Required task:
Nothing in the data should change when you return it, but leave the pictures out.

Supplied records:
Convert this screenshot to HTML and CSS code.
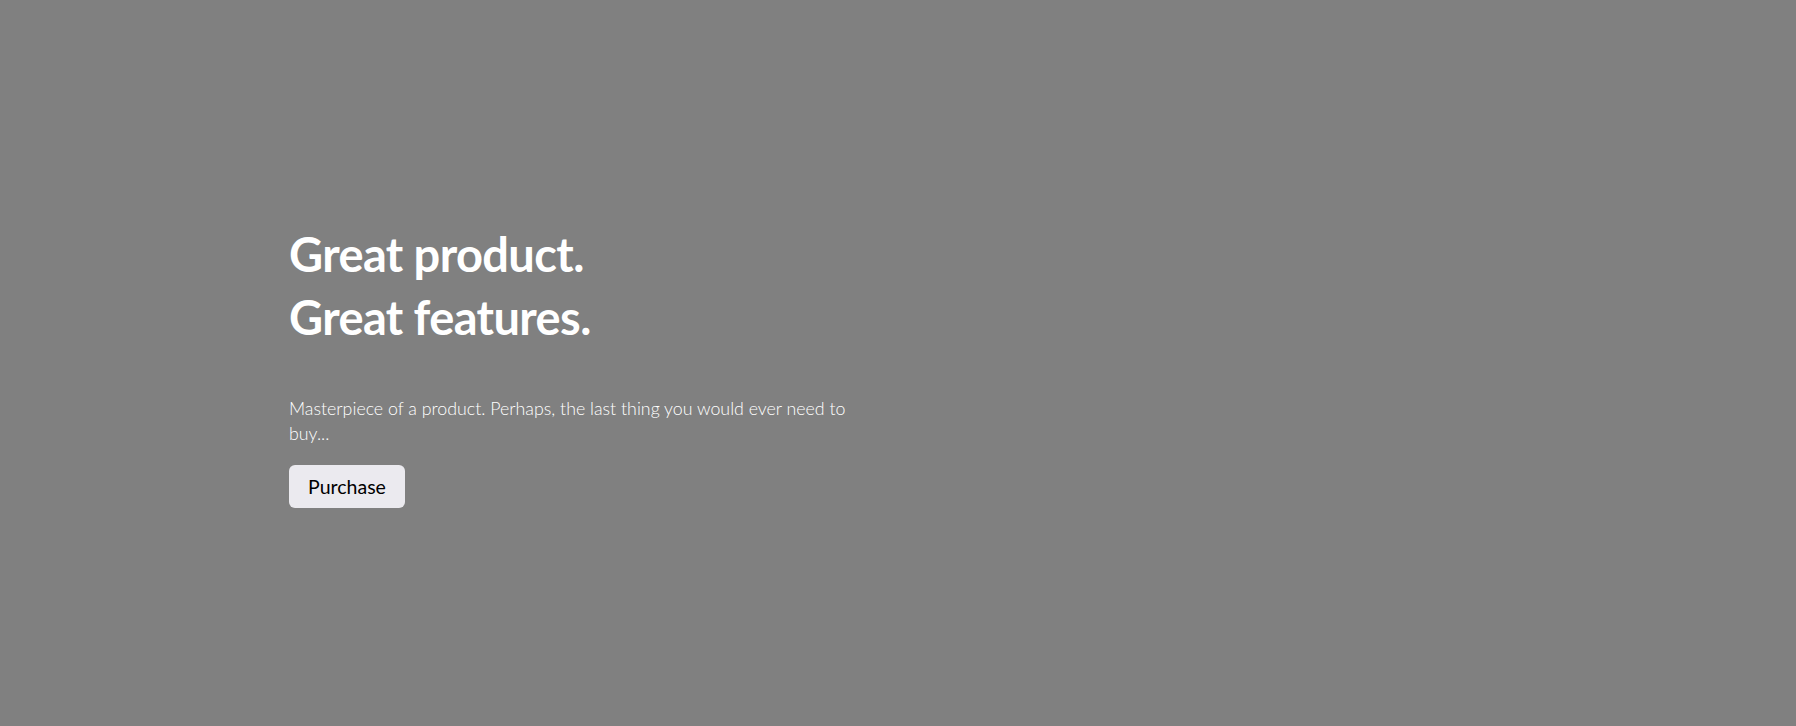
FILE: index.html
```html
<!DOCTYPE html>
<html lang="en">
<head>
<meta charset="utf-8">
<title>Great product</title>
<link rel="stylesheet" href="styles.css">
</head>
<body>
<section class="hero">
  <div class="hero-content">
    <h1 class="hero-title">Great product.<br>Great features.</h1>
    <p class="hero-text">Masterpiece of a product. Perhaps, the last thing you would ever need to buy...</p>
    <button class="hero-button" type="button">Purchase</button>
  </div>
</section>
</body>
</html>
```

FILE: styles.css
```css
* { box-sizing: border-box; }
html, body { margin: 0; padding: 0; }
body {
  background: #808080;
  font-family: "Lato", "Noto Sans", sans-serif;
  height: 100vh;
}
.hero {
  height: 100vh;
  display: flex;
  flex-direction: column;
  justify-content: center;
  padding-left: 289px;
}
.hero-content {
  width: 570px;
  display: flex;
  flex-direction: column;
  align-items: flex-start;
}
.hero-title {
  margin: 5px 0 47px 0;
  font-family: "Lato", sans-serif;
  font-weight: 700;
  font-size: 47px;
  line-height: 63px;
  color: #ffffff;
  letter-spacing: -0.6px;
}
.hero-text {
  margin: 0 0 19px 0;
  font-family: "Lato", sans-serif;
  font-weight: 300;
  font-size: 17.8px;
  line-height: 25px;
  color: #ffffff;
}
.hero-button {
  font-family: "Lato", sans-serif;
  font-size: 19.5px;
  color: #000;
  background: #ebeaef;
  border: none;
  border-radius: 6px;
  height: 43px;
  width: 116px;
  padding: 0;
  cursor: pointer;
}
```
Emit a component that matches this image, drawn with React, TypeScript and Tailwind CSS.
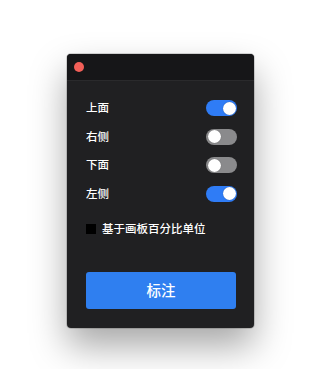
const rows = [
  { label: "上面", on: true },
  { label: "右侧", on: false },
  { label: "下面", on: false },
  { label: "左侧", on: true },
];

function Toggle({ on }: { on: boolean }) {
  return (
    <div
      className={`flex h-[16px] w-[31px] items-center rounded-full px-[1.5px] ${
        on ? "justify-end bg-[#2f7cf6]" : "justify-start bg-[#8a8a8c]"
      }`}
    >
      <div className="h-[13px] w-[13px] rounded-full bg-white shadow-[0_0_1px_rgba(0,0,0,0.4)]" />
    </div>
  );
}

export default function App() {
  return (
    <div
      className="h-[369px] w-[300px] bg-white pl-[67px] pt-[54px]"
      style={{ fontFamily: '"Noto Sans CJK SC", "Noto Sans", sans-serif' }}
    >
      <div className="flex w-[187px] flex-col overflow-hidden rounded-[4px] bg-[#202022] shadow-[0_18px_36px_rgba(0,0,0,0.35),0_0_0_1px_rgba(0,0,0,0.15)]">
        {/* title bar */}
        <div className="flex h-[27px] items-center border-b border-[#2a2a2c] bg-[#161618] pl-[7px]">
          <div className="h-[10px] w-[10px] rounded-full bg-[#f25f58]" />
        </div>

        <div className="flex flex-col pb-[19px] pl-[19px] pr-[17px] pt-[19px]">
          <div className="flex flex-col gap-[12.5px]">
            {rows.map((r) => (
              <div key={r.label} className="flex h-[16px] items-center justify-between">
                <span className="text-[11.5px] font-medium leading-none text-white">{r.label}</span>
                <Toggle on={r.on} />
              </div>
            ))}
          </div>

          <div className="mt-[20px] flex h-[14px] items-center gap-[6px]">
            <div className="h-[10px] w-[10px] bg-black" />
            <span className="text-[11.5px] font-medium leading-none text-white">基于画板百分比单位</span>
          </div>

          <button className="mt-[36px] flex h-[37px] w-[150px] items-center justify-center rounded-[3px] bg-[#2f7ff0] text-[14.5px] font-medium text-white">
            标注
          </button>
        </div>
      </div>
    </div>
  );
}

Correct answer:
Convert this screenshot to HTML and CSS code.
FILE: index.html
```html
<!DOCTYPE html>
<html lang="en">
<head>
<meta charset="utf-8">
<title>Great product</title>
<link rel="stylesheet" href="styles.css">
</head>
<body>
<section class="hero">
  <div class="hero-content">
    <h1 class="hero-title">Great product.<br>Great features.</h1>
    <p class="hero-text">Masterpiece of a product. Perhaps, the last thing you would ever need to buy...</p>
    <button class="hero-button" type="button">Purchase</button>
  </div>
</section>
</body>
</html>
```

FILE: styles.css
```css
* { box-sizing: border-box; }
html, body { margin: 0; padding: 0; }
body {
  background: #808080;
  font-family: "Lato", "Noto Sans", sans-serif;
  height: 100vh;
}
.hero {
  height: 100vh;
  display: flex;
  flex-direction: column;
  justify-content: center;
  padding-left: 289px;
}
.hero-content {
  width: 570px;
  display: flex;
  flex-direction: column;
  align-items: flex-start;
}
.hero-title {
  margin: 5px 0 47px 0;
  font-family: "Lato", sans-serif;
  font-weight: 700;
  font-size: 47px;
  line-height: 63px;
  color: #ffffff;
  letter-spacing: -0.6px;
}
.hero-text {
  margin: 0 0 19px 0;
  font-family: "Lato", sans-serif;
  font-weight: 300;
  font-size: 17.8px;
  line-height: 25px;
  color: #ffffff;
}
.hero-button {
  font-family: "Lato", sans-serif;
  font-size: 19.5px;
  color: #000;
  background: #ebeaef;
  border: none;
  border-radius: 6px;
  height: 43px;
  width: 116px;
  padding: 0;
  cursor: pointer;
}
```
Emit a component that matches this image, drawn with React, TypeScript and Tailwind CSS.
const rows = [
  { label: "上面", on: true },
  { label: "右侧", on: false },
  { label: "下面", on: false },
  { label: "左侧", on: true },
];

function Toggle({ on }: { on: boolean }) {
  return (
    <div
      className={`flex h-[16px] w-[31px] items-center rounded-full px-[1.5px] ${
        on ? "justify-end bg-[#2f7cf6]" : "justify-start bg-[#8a8a8c]"
      }`}
    >
      <div className="h-[13px] w-[13px] rounded-full bg-white shadow-[0_0_1px_rgba(0,0,0,0.4)]" />
    </div>
  );
}

export default function App() {
  return (
    <div
      className="h-[369px] w-[300px] bg-white pl-[67px] pt-[54px]"
      style={{ fontFamily: '"Noto Sans CJK SC", "Noto Sans", sans-serif' }}
    >
      <div className="flex w-[187px] flex-col overflow-hidden rounded-[4px] bg-[#202022] shadow-[0_18px_36px_rgba(0,0,0,0.35),0_0_0_1px_rgba(0,0,0,0.15)]">
        {/* title bar */}
        <div className="flex h-[27px] items-center border-b border-[#2a2a2c] bg-[#161618] pl-[7px]">
          <div className="h-[10px] w-[10px] rounded-full bg-[#f25f58]" />
        </div>

        <div className="flex flex-col pb-[19px] pl-[19px] pr-[17px] pt-[19px]">
          <div className="flex flex-col gap-[12.5px]">
            {rows.map((r) => (
              <div key={r.label} className="flex h-[16px] items-center justify-between">
                <span className="text-[11.5px] font-medium leading-none text-white">{r.label}</span>
                <Toggle on={r.on} />
              </div>
            ))}
          </div>

          <div className="mt-[20px] flex h-[14px] items-center gap-[6px]">
            <div className="h-[10px] w-[10px] bg-black" />
            <span className="text-[11.5px] font-medium leading-none text-white">基于画板百分比单位</span>
          </div>

          <button className="mt-[36px] flex h-[37px] w-[150px] items-center justify-center rounded-[3px] bg-[#2f7ff0] text-[14.5px] font-medium text-white">
            标注
          </button>
        </div>
      </div>
    </div>
  );
}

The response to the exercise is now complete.